Supplied data =>
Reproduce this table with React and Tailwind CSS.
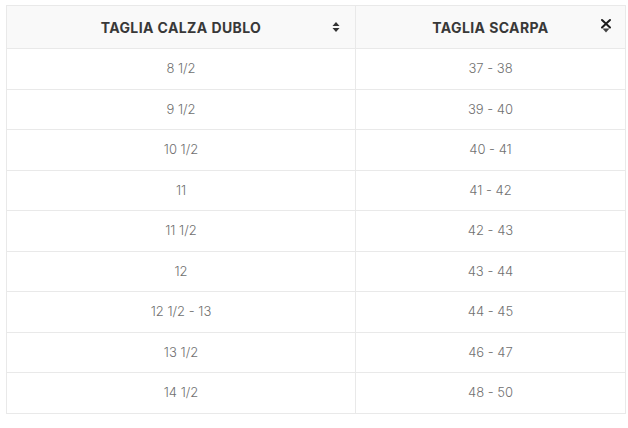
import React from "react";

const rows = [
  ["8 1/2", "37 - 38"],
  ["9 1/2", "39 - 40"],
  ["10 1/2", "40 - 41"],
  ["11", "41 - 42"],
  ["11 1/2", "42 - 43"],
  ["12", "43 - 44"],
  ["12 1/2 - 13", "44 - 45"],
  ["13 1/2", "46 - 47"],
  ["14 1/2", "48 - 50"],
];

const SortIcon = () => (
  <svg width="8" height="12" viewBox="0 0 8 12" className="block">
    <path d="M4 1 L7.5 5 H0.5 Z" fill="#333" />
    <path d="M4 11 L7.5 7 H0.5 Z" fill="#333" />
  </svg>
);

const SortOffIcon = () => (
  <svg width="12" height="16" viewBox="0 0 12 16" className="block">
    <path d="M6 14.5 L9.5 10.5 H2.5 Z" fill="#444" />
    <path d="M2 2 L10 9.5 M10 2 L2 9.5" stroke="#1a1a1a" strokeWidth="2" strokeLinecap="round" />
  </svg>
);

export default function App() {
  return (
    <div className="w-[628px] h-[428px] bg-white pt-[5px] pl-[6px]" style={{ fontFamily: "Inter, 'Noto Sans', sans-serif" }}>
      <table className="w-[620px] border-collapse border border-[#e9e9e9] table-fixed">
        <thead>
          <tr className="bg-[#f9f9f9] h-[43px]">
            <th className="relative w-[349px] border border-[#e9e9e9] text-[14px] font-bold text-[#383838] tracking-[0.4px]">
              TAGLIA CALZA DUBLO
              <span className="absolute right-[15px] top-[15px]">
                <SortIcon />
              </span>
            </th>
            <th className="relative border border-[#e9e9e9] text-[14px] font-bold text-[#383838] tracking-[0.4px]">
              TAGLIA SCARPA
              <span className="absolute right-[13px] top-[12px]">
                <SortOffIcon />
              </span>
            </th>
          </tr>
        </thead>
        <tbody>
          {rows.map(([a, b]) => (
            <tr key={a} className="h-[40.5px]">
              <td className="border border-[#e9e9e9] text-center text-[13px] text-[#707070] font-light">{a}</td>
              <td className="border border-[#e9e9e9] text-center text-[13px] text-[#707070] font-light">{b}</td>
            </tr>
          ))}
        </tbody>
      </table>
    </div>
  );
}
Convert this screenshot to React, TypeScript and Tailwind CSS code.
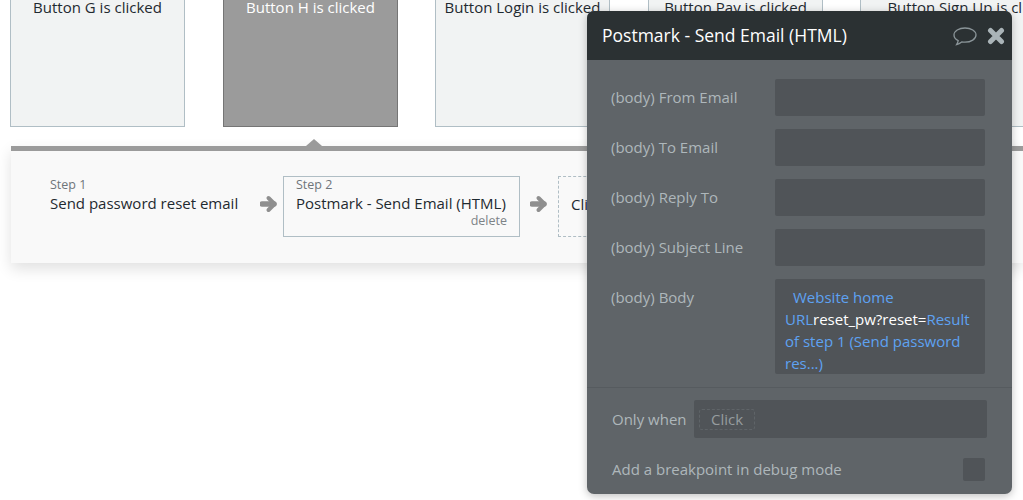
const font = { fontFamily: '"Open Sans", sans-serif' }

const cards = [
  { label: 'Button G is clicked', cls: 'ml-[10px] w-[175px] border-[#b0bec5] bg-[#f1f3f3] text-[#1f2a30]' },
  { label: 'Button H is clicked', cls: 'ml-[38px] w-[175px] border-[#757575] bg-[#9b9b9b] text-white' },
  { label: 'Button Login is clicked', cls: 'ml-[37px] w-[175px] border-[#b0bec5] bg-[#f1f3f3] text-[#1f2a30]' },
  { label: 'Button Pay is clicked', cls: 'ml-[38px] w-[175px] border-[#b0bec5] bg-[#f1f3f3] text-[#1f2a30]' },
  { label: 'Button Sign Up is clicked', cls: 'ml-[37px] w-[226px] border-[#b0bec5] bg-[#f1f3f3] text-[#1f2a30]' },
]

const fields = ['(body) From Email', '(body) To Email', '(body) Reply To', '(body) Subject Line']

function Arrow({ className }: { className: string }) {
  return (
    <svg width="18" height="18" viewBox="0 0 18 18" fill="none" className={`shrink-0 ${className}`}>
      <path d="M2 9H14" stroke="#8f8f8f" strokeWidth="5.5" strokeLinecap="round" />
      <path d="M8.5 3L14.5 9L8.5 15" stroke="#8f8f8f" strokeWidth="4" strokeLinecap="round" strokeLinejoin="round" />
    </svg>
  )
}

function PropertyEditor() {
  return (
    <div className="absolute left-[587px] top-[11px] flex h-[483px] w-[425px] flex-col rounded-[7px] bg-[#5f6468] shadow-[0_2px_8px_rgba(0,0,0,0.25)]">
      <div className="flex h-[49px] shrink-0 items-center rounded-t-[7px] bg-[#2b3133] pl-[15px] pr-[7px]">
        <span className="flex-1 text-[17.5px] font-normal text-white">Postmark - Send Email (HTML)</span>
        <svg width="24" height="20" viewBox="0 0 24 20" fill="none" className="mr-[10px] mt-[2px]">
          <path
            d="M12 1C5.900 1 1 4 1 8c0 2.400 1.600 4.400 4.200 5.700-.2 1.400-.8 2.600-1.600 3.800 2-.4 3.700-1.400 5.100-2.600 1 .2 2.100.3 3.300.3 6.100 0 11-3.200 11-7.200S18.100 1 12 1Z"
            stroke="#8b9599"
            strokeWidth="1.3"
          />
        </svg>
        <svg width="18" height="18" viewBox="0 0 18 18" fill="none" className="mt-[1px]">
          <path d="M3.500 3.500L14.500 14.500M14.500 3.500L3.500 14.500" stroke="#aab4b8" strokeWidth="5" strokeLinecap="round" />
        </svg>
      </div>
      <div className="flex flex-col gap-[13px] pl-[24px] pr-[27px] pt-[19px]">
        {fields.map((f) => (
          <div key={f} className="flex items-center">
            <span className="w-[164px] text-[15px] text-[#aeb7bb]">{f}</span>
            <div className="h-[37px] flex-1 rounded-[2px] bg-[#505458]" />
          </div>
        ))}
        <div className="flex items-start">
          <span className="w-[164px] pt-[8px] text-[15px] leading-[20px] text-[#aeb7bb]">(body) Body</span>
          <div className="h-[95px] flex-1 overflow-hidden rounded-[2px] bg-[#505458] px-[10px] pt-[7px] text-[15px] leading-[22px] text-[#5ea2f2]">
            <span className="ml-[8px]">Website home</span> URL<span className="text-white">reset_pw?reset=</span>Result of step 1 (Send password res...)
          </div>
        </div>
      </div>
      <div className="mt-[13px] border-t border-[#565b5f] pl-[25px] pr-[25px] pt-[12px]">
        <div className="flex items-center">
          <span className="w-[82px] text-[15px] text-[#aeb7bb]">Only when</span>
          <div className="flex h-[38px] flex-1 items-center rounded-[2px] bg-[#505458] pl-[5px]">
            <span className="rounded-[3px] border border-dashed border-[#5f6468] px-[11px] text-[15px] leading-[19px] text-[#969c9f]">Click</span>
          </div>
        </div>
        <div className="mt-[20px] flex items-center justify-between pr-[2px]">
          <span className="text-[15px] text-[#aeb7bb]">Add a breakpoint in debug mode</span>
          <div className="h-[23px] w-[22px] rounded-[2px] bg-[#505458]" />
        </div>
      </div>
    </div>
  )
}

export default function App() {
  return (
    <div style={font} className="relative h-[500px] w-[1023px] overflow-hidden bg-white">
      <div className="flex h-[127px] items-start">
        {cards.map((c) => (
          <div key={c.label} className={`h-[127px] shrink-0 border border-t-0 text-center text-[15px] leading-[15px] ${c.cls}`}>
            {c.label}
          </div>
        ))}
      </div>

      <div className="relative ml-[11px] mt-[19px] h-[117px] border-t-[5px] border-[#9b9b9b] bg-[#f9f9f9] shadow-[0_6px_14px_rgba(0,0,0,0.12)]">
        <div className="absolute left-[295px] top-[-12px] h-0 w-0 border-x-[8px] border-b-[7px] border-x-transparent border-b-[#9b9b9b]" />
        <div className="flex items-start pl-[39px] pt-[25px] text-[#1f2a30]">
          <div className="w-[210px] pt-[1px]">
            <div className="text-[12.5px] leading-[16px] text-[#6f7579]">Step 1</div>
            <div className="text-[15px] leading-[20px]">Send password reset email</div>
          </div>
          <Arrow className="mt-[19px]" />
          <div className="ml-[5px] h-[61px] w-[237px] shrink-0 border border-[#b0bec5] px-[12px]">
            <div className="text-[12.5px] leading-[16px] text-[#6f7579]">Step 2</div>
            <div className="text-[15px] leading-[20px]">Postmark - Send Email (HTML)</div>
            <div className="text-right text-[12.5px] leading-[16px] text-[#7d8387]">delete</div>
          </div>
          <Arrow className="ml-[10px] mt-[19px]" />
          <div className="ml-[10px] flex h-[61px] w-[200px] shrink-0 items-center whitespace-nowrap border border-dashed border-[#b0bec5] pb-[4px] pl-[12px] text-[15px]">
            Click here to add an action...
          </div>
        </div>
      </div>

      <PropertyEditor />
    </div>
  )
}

Task goal =>
Search the lines above for the string "this" and copy each line that has it.

Written response =>
Reproduce this table with React and Tailwind CSS.
Convert this screenshot to React, TypeScript and Tailwind CSS code.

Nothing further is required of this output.